Il 13 luglio del 1953, cinquant’anni fa si spegneva Hilaire Belloc, uno scrittore purtroppo ancora poco conosciuto in Italia e che fu definito più versatile e brillante del cattolicesimo inglese”.
Fu discepolo del Cardinal Newman, di cui ereditò la trasparenza dello spirito e la chiarezza della prosa.
Fu giornalista, saggista, storico, apologeta a anche politico, venendo eletto due volte al Parlamento di Londra. L’essenza della vita e dell’attività di quest’uomo è riassunta nelle parole di un suo amico, a scrittore nonché uno dei protagonisti della rinascita cattolica inglese del ‘900, Monsignor Ronald Knox: “La lotta era il suo destino, e non l’amava…”
Questo straordinario personaggio, che per lunghi anni condivise con il celebre Gilbert Keit Chesterton amicizia, fatiche, battaglie, gioie, delusioni e soprattutto la passione per il cristianesimo, e che diede alla cultura inglese ed europea del XX secolo un notevole contributo, aveva delle radici e delle origini variegate – era nato nel 1870 in Francia da madre inglese e padre francese, a sua volta di madre irlandese – che fecero di lui in primo luogo un Europeo e un cattolico.
L’incontro con Chesterton determinò un rapporto di grande amicizia e collaborazione professionale: Chesterton si rivolse con passione ai miti, alle fiabe, alle leggende, Belloc scrutava a fondo nella storia.
Autore competentissimo di numerosi saggi storici, compose anche molte narrazioni di viaggi: viaggiare fu una delle più grandi passioni della sua vita, una passione vissuta con spirito antico. Non fu mai un semplice turista curioso o un esploratore avido di emozioni o un girovago in cerca di esperienze, ma fu un vero e proprio pellegrino, che affrontò le strade del mondo cercando di incontrarsi e confrontarsi con l’umano e con il divino.
Percorse i paesi che descrive nei suoi libri in gran parte a piedi, viaggiando come facevano i pellegrini del Medioevo, fermandosi alle locande, parlando con le persone in cui si imbatteva per strada, senza aver fretta, osservando a fondo la realtà che poi descriveva nei libri con la precisione che può avere solo chi di un paese ha assaporato ogni colore, ogni ora del giorno, godendone la bellezza e assaporandone la polvere.
Il succo del suo impegno di narratore, di saggista, di apologeta, fu la lotta all’idolatria. “Quando gli uomini abbandonano l’adorazione di Dio e dei Santi – scrisse nel suo Saggio sull’indole dell’Inghilterra contemporanea – si volgono all’adorazione di se stessi”. Il distogliere lo sguardo da Dio per Belloc conduceva inevitabilmente agli idoli, dal proprio ego fino alle nazioni, dalla cultura alla politica, passando dall’economia.
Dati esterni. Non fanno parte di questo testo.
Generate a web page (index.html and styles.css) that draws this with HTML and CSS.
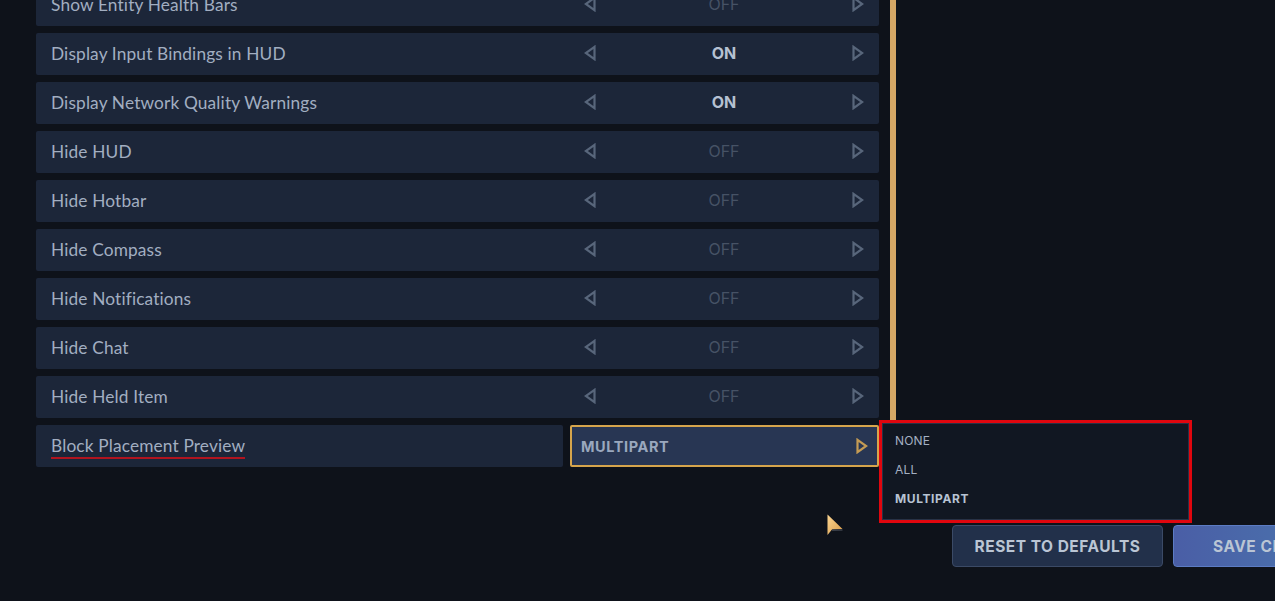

Belloc denunciò gli esiti nefasti dell’idolatria del potere e del denaro in una delle sue opere più significative: Lo Stato servile, un’opera profetica del 1912 in cui si denuncia il ritorno della schiavitù nella modernità, anche se sotto forme più subdole di quelle dell’antichità. Per porre rimedio a questa perdita di una “mente libera”, come scriveva, e all’oblio spirituale che ne consegue, Belloc si impegnò fondando negli anni ’20 con Chesterton il Distributismo, un movimento politico e culturale che si ispirava, con grande entusiasmo e creatività, alla dottrina sociale della Chiesa.
Un’altra delle sue opere fondamentali fu Europe and The Faith, l’Europa e la Fede, del 1920: un libro capace di comprendere ciò che veramente cercano gli uomini nella storia, cioè una traccia, un significato, un perché. L’interpretazione di Belloc della storia europea è una salda sintesi unitaria e spirituale delle vicende di duemila anni di Europa, tesa a interpretarle e a spiegarle, non secondo una propria soggettiva visione, ma secondo una coscienza. Belloc parla di “coscienza” cattolica della storia, non di “punto di vista cattolico” sulla storia. Ciò vaIe in particolare per la storia europea, poiché il cattolico guarda l’Europa dall’interno, e non può esistere un punto di vista cattolico della storia europea così come una persona non può avere un punto di vista su se stessa. “L’uomo sente in sé la coscienza che è voce di Dio. Per essa non solo viene a conoscere che il mondo esterno è reale, ma che è pure reale la sua personalità”. Così è della grande storia dell’Europa e di coloro che hanno la Fede.
Per Belloc non ci sono dubbi: “La Fede è l’Europa e l’Europa la Fede”.